Конечно, это всецело связано с природой этой мечты и с тем фактом, что мы, американцы любого цвета кожи, не находим в себе сил разобраться в этой мечте и далеки от того, чтобы воплотить ее в жизнь. Слишком многого мы не хотим знать о себе. Люди не настолько уж страстно желают равенства (равенства с кем и с чем?), но им импонирует идея превосходства. Особую силу эта человеческая истина имеет здесь, где человек почти не в состоянии найти свое «я», и люди постоянно пытаются удержаться на зыбучем песке неизменности. (Обратите внимание на историю трудовых отношений в стране, где, если выражаться .образно, нет рабочих, а есть лишь претенденты на руку дочери хозяина.) Более того, я встретил лишь немногих людей — и большинство из них неамериканцы,— которые по-настоящему стремились к свободе. Свобода трудно переносима. Мне могут возразить, что я говорю о политической свободе духовными терминами, но ведь политическим институтам любой страны всегда угрожает духовное состояние страны, и в конечном счете они им направляются. Нас здесь в гораздо большей степени направляет сумятица в нашем сознании, и поэтому Американская мечта с личной, внутренней и международной точки зрения стала скорее напоминать кошмар. С личной точки зрения, мы не в состоянии сохранить нашу жизнь и не решаемся понять ее; с точки зрения внутренней мы не несем ответственности (и не испытываем гордости) за то, что происходит в стране.

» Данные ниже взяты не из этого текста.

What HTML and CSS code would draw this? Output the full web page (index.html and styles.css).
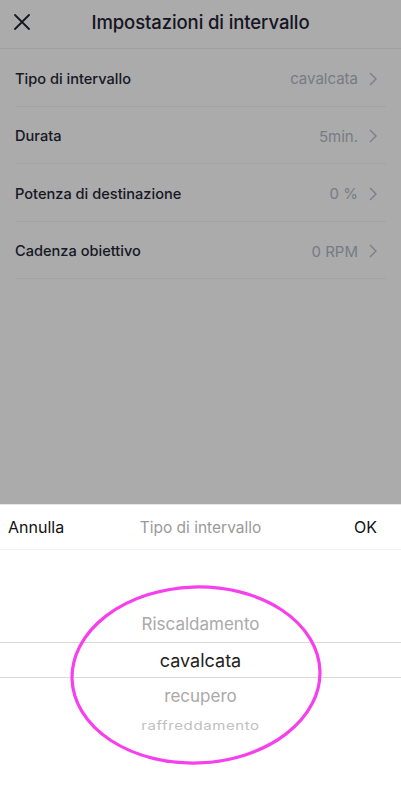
FILE: index.html
```html
<!DOCTYPE html>
<html lang="it">
<head>
<meta charset="utf-8">
<title>Impostazioni di intervallo</title>
<link rel="stylesheet" href="styles.css">
</head>
<body>
<div class="page">
  <header class="topbar">
    <svg class="close" width="16" height="16" viewBox="0 0 16 16"><path d="M1 1 L15 15 M15 1 L1 15" stroke="#1f2233" stroke-width="1.8" fill="none" stroke-linecap="round"/></svg>
    <h1 class="title">Impostazioni di intervallo</h1>
  </header>
  <ul class="list">
    <li class="row"><span class="label">Tipo di intervallo</span><span class="value">cavalcata</span><svg class="chev" width="8" height="14" viewBox="0 0 8 14"><path d="M1 1 L7 7 L1 13" stroke="#b8bdcb" stroke-width="1.4" fill="none"/></svg></li>
    <li class="row"><span class="label">Durata</span><span class="value">5min.</span><svg class="chev" width="8" height="14" viewBox="0 0 8 14"><path d="M1 1 L7 7 L1 13" stroke="#b8bdcb" stroke-width="1.4" fill="none"/></svg></li>
    <li class="row"><span class="label">Potenza di destinazione</span><span class="value">0 %</span><svg class="chev" width="8" height="14" viewBox="0 0 8 14"><path d="M1 1 L7 7 L1 13" stroke="#b8bdcb" stroke-width="1.4" fill="none"/></svg></li>
    <li class="row"><span class="label">Cadenza obiettivo</span><span class="value">0 RPM</span><svg class="chev" width="8" height="14" viewBox="0 0 8 14"><path d="M1 1 L7 7 L1 13" stroke="#b8bdcb" stroke-width="1.4" fill="none"/></svg></li>
  </ul>
</div>
<div class="scrim"></div>
<section class="sheet">
  <div class="sheet-head">
    <span class="cancel">Annulla</span>
    <span class="sheet-title">Tipo di intervallo</span>
    <span class="ok">OK</span>
  </div>
  <div class="picker">
    <div class="opt opt-near">Riscaldamento</div>
    <div class="opt opt-sel">cavalcata</div>
    <div class="opt opt-near">recupero</div>
    <div class="opt opt-far">raffreddamento</div>
  </div>
  <svg class="mark" width="260" height="186" viewBox="0 0 260 186"><ellipse cx="130" cy="93" rx="124" ry="88" fill="none" stroke="#f640ee" stroke-width="3.2" transform="rotate(-2 130 93)"/></svg>
</section>
</body>
</html>
```
FILE: styles.css
```css
* { box-sizing: border-box; }
html, body { margin: 0; padding: 0; }
body {
  width: 401px;
  height: 800px;
  overflow: hidden;
  background: #fff;
  font-family: Inter, "Liberation Sans", Arial, sans-serif;
  position: relative;
}
.page { background: #fff; height: 800px; }
.topbar {
  height: 49px;
  display: flex;
  align-items: center;
  position: relative;
  border-bottom: 1px solid #efefef;
  padding-left: 14px;
  padding-bottom: 4px;
}
.close { display: block; }
.title {
  margin: 0;
  position: absolute;
  left: 0; right: 0;
  text-align: center;
  font-size: 18.5px;
  font-weight: 500;
  color: #1f2233;
  letter-spacing: -0.1px;
}
.list { list-style: none; margin: 0; padding: 0 15px; }
.row {
  height: 57.5px;
  display: flex;
  align-items: center;
  padding-top: 3px;
  border-bottom: 1px solid #f3f3f5;
}
.label { flex: 1; font-size: 14.6px; font-weight: 500; color: #232636; }
.value { font-size: 15px; color: #b3b8c7; margin-right: 11px; }
.chev { margin-right: 9px; }
.scrim {
  position: absolute;
  inset: 0;
  background: rgba(0,0,0,0.33);
}
.sheet {
  position: absolute;
  left: 0; right: 0; bottom: 0;
  height: 296px;
  background: #fff;
  border-top: 1px solid #e6e6e6;
}
.sheet-head {
  height: 45px;
  display: flex;
  align-items: center;
  justify-content: space-between;
  padding: 0 24px 0 8px;
  border-bottom: 1px solid #f2f2f2;
  position: relative;
  font-size: 16px;
  color: #111;
}
.sheet-title {
  position: absolute;
  left: 0; right: 0;
  text-align: center;
  color: #9a9a9a;
  font-size: 15.5px;
}
.picker {
  padding-top: 56px;
  display: flex;
  flex-direction: column;
  align-items: center;
}
.opt {
  width: 100%;
  height: 36px;
  display: flex;
  align-items: center;
  justify-content: center;
  font-size: 17px;
}
.opt-near { color: #a9a9a9; }
.opt-sel {
  color: #222;
  font-size: 18px;
  border-top: 1px solid #d9d9d9;
  border-bottom: 1px solid #d9d9d9;
}
.opt-far {
  height: 22px;
  color: #c0c0c0;
  font-size: 15px;
  letter-spacing: 0.6px;
  transform: scaleY(0.82);
}
.mark {
  position: absolute;
  left: 66px;
  top: 77px;
}
```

Нам к настоящему времени следовало бы знать, что одно дело — свергнуть диктатора или отразить агрессора и совершенно иное — совершить подлинную революцию. Снова и снова люди обнаруживают, что они просто отдали себя в руки очередного фараона, который в силу необходимости удержать разваливающуюся страну не даст им свободы. Видимо, потому, что люди — это загадка и не испытывают желания нести ответственность за свою жизнь, всякий раз все происходит именно так. Но в глубине души я в это не верю. Я думаю, что люди могут быть лучше, лучше, чем они есть сейчас. Мы способны нести на своих плечах тяжелую ношу, если поймем, что эта ноша — действительность, и будем идти по направлению к действительности. Главное то, что мы живем в эпоху революций, хотим мы этого или нет, и Америка — единственная страна Запада, у которой есть и сила, и — мне хотелось бы надеяться — опыт, который может помочь осуществлению этих революций и сведению к минимуму человеческих жертв. Любая попытка помешать этим взрывам энергии равносильна подписанию нашего собственного смертного приговора.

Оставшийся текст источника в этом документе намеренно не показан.